On the NUC (and many other desktop systems), there is no EC and then OSX falls back to using the GPE. By querying the ACPI tables, OSX can get a list of all possible event sources corresponding to a single GPE. It then does a series of filtering actions. First, it removes duplicates (any device that shows up both as an ACPI device and a PCI device). Then, for each PCI device, it queries the PMCS register to look at PM_Status. PM_Status is set to 1 by hardware when PME# is asserted (remember, this signal is what wakes up PCH, which wakes up the processor). Here's the confusing part: when you write a 1 back to PMCS.PM_Status by the processor, it clears PM_Status.
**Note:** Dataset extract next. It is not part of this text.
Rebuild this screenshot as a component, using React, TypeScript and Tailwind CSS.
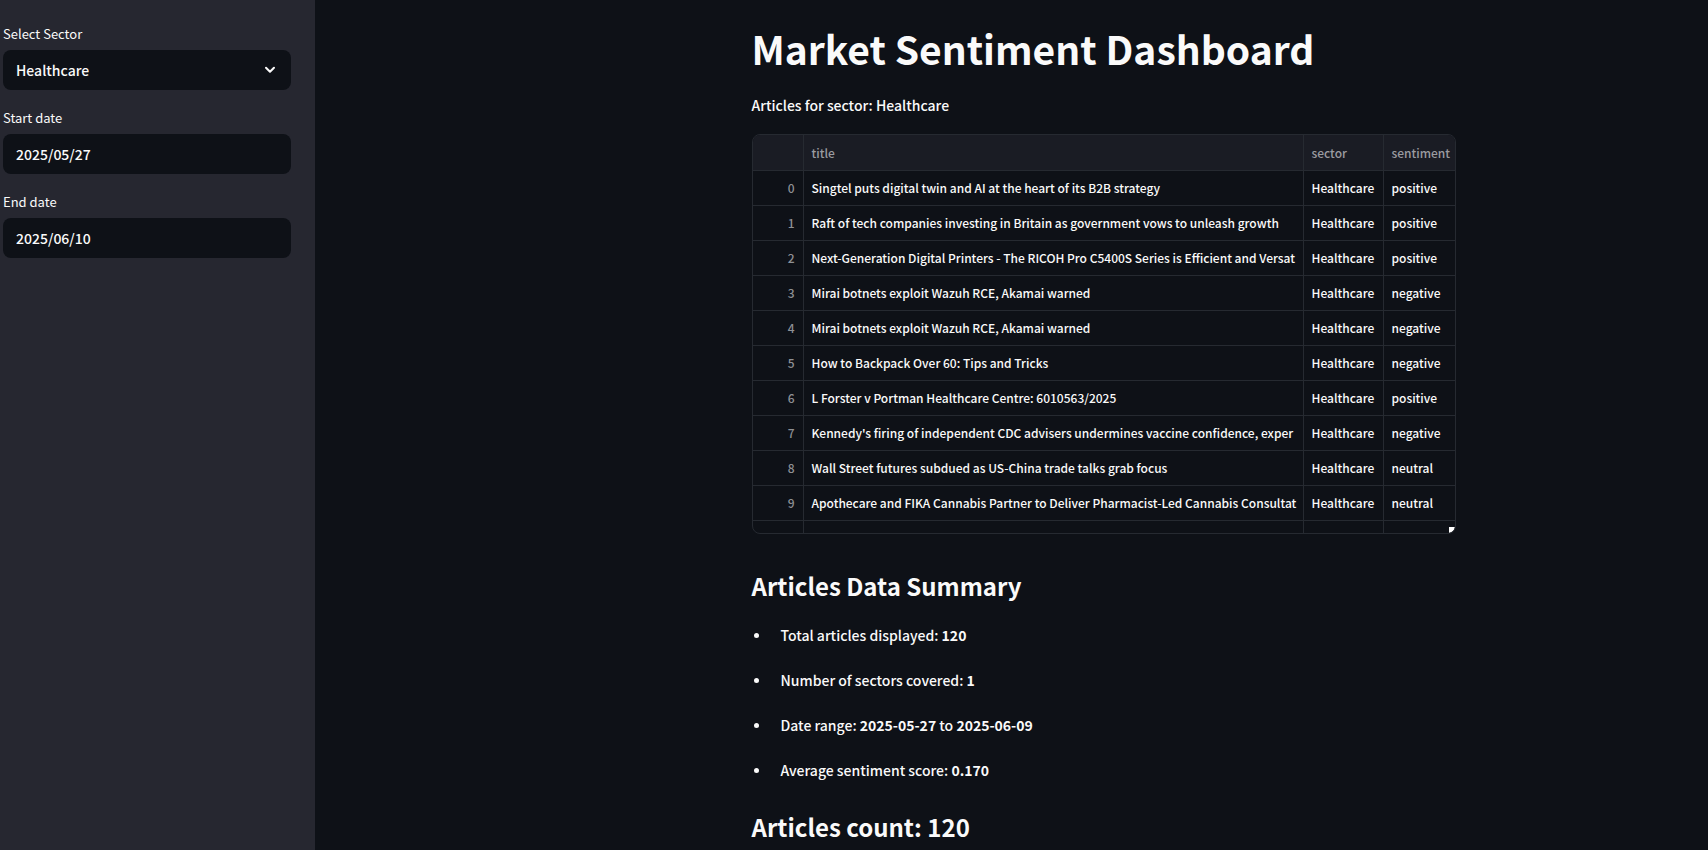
import { useId, useState } from "react";

type Article = { title: string; sector: string; sentiment: string };

const articles: Article[] = [
  { title: "Singtel puts digital twin and AI at the heart of its B2B strategy", sector: "Healthcare", sentiment: "positive" },
  { title: "Raft of tech companies investing in Britain as government vows to unleash growth", sector: "Healthcare", sentiment: "positive" },
  { title: "Next-Generation Digital Printers - The RICOH Pro C5400S Series is Efficient and Versat", sector: "Healthcare", sentiment: "positive" },
  { title: "Mirai botnets exploit Wazuh RCE, Akamai warned", sector: "Healthcare", sentiment: "negative" },
  { title: "Mirai botnets exploit Wazuh RCE, Akamai warned", sector: "Healthcare", sentiment: "negative" },
  { title: "How to Backpack Over 60: Tips and Tricks", sector: "Healthcare", sentiment: "negative" },
  { title: "L Forster v Portman Healthcare Centre: 6010563/2025", sector: "Healthcare", sentiment: "positive" },
  { title: "Kennedy's firing of independent CDC advisers undermines vaccine confidence, exper", sector: "Healthcare", sentiment: "negative" },
  { title: "Wall Street futures subdued as US-China trade talks grab focus", sector: "Healthcare", sentiment: "neutral" },
  { title: "Apothecare and FIKA Cannabis Partner to Deliver Pharmacist-Led Cannabis Consultat", sector: "Healthcare", sentiment: "neutral" },
];

const labelClass = "mb-1 flex h-6 items-center text-[13px]";
const fieldClass =
  "h-10 w-full appearance-none rounded-lg bg-[#0e1117] px-[13px] text-[14px] font-medium text-[#fafafa] outline-none";

function DateField({ label, initial }: { label: string; initial: string }) {
  const id = useId();
  const [value, setValue] = useState(initial);
  return (
    <div>
      <label htmlFor={id} className={labelClass}>{label}</label>
      <input id={id} type="text" className={fieldClass} value={value} onChange={(e) => setValue(e.target.value)} />
    </div>
  );
}

function SectorSelect() {
  const id = useId();
  return (
    <div>
      <label htmlFor={id} className={labelClass}>Select Sector</label>
      <div className="relative">
        <select id={id} className={fieldClass} defaultValue="Healthcare">
          <option>Healthcare</option>
        </select>
        <svg viewBox="0 0 12 8" className="pointer-events-none absolute top-4 right-[15px] h-2 w-3" fill="none" stroke="#fafafa" strokeWidth="2" strokeLinecap="round" strokeLinejoin="round" aria-hidden="true">
          <path d="M2 1.7 6 5.8 10 1.7" />
        </svg>
      </div>
    </div>
  );
}

function ArticlesTable() {
  const cell = "overflow-hidden border-b border-r border-[#262a31] px-2 whitespace-nowrap last:border-r-0";
  return (
    <div className="relative mt-[17px] h-[400px] overflow-hidden rounded-lg border border-[#262a31]">
      <table className="w-full table-fixed border-separate border-spacing-0 text-left text-[12px] leading-5 font-medium">
        <colgroup>
          <col className="w-[51px]" />
          <col />
          <col className="w-20" />
          <col className="w-[71px]" />
        </colgroup>
        <thead>
          <tr className="h-9 bg-[#1a1c24] text-[#9a9ba0]">
            <th className={cell} aria-label="index" />
            <th className={cell + " font-medium"}>title</th>
            <th className={cell + " font-medium"}>sector</th>
            <th className={cell + " font-medium"}>sentiment</th>
          </tr>
        </thead>
        <tbody>
          {articles.map((a, i) => (
            <tr key={i} className="h-[35px]">
              <td className={cell + " text-right text-[#8e9095]"}>{i}</td>
              <td className={cell}>{a.title}</td>
              <td className={cell}>{a.sector}</td>
              <td className={cell}>{a.sentiment}</td>
            </tr>
          ))}
          <tr className="h-[35px]">
            <td className={cell} />
            <td className={cell} />
            <td className={cell} />
            <td className={cell} />
          </tr>
        </tbody>
      </table>
      <svg viewBox="0 0 6 6" className="absolute right-0 bottom-0 size-[6px]" aria-hidden="true">
        <path d="M0 0H6L5 3 3 5 0 6Z" fill="#fff" />
      </svg>
    </div>
  );
}

const itemClass =
  "flex items-center before:mr-[22px] before:ml-[2px] before:size-[5px] before:rounded-full before:bg-[#fafafa] before:content-['']";

export default function App() {
  return (
    <div className="flex h-screen overflow-hidden bg-[#0e1117] font-['Noto_Sans_CJK_SC',sans-serif] text-[#fafafa]">
      <aside className="flex w-[315px] shrink-0 flex-col gap-4 bg-[#262730] pt-[22px] pr-6 pl-[3px]">
        <SectorSelect />
        <DateField label="Start date" initial="2025/05/27" />
        <DateField label="End date" initial="2025/06/10" />
      </aside>
      <main className="flex min-w-0 flex-1 justify-center pl-[184px]">
        <div className="w-full max-w-[704px]">
          <h1 className="pt-[22px] text-[39px] leading-[52px] font-bold">Market Sentiment Dashboard</h1>
          <p className="mt-[19px] text-[14px] leading-6 font-medium">Articles for sector: Healthcare</p>
          <ArticlesTable />
          <h2 className="mt-[35px] text-[24px] leading-[34px] font-bold">Articles Data Summary</h2>
          <ul className="mt-5 flex flex-col gap-[21px] text-[14px] leading-6 font-medium">
            <li className={itemClass}><p>Total articles displayed: <strong>120</strong></p></li>
            <li className={itemClass}><p>Number of sectors covered: <strong>1</strong></p></li>
            <li className={itemClass}><p>Date range: <strong>2025-05-27</strong> to <strong>2025-06-09</strong></p></li>
            <li className={itemClass}><p>Average sentiment score: <strong>0.170</strong></p></li>
          </ul>
          <h2 className="mt-7 text-[24px] leading-[34px] font-bold">Articles count: 120</h2>
        </div>
      </main>
    </div>
  );
}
This allows OS designers to read PMCS once, then write the same value back which clears it. Then it will only be set again by the next PME# and prevent any race condition. OSX looks for any PCI device corresponding to the GPE that has PM_Status set to 1. (It will not clear it, but instead much later in the wakeup process, the IOPCIDevice driver will clear it.) Finally the list of potential wake sources is created from the filtered set: any PCI power management capable device with PM_Status set, any PCI devices without power management, and then any non-PCI devices. For each potential wake source, a device property acpi-wake-type
is queried (such as user, timer, networking, etc). Then out of all the potential wake sources, the wake type with the highest priority (for example any user triggered wakeup takes priority over stuff like battery notifications or timers) becomes the Wake Type
written to IOPMrootDomain for XNU to act upon.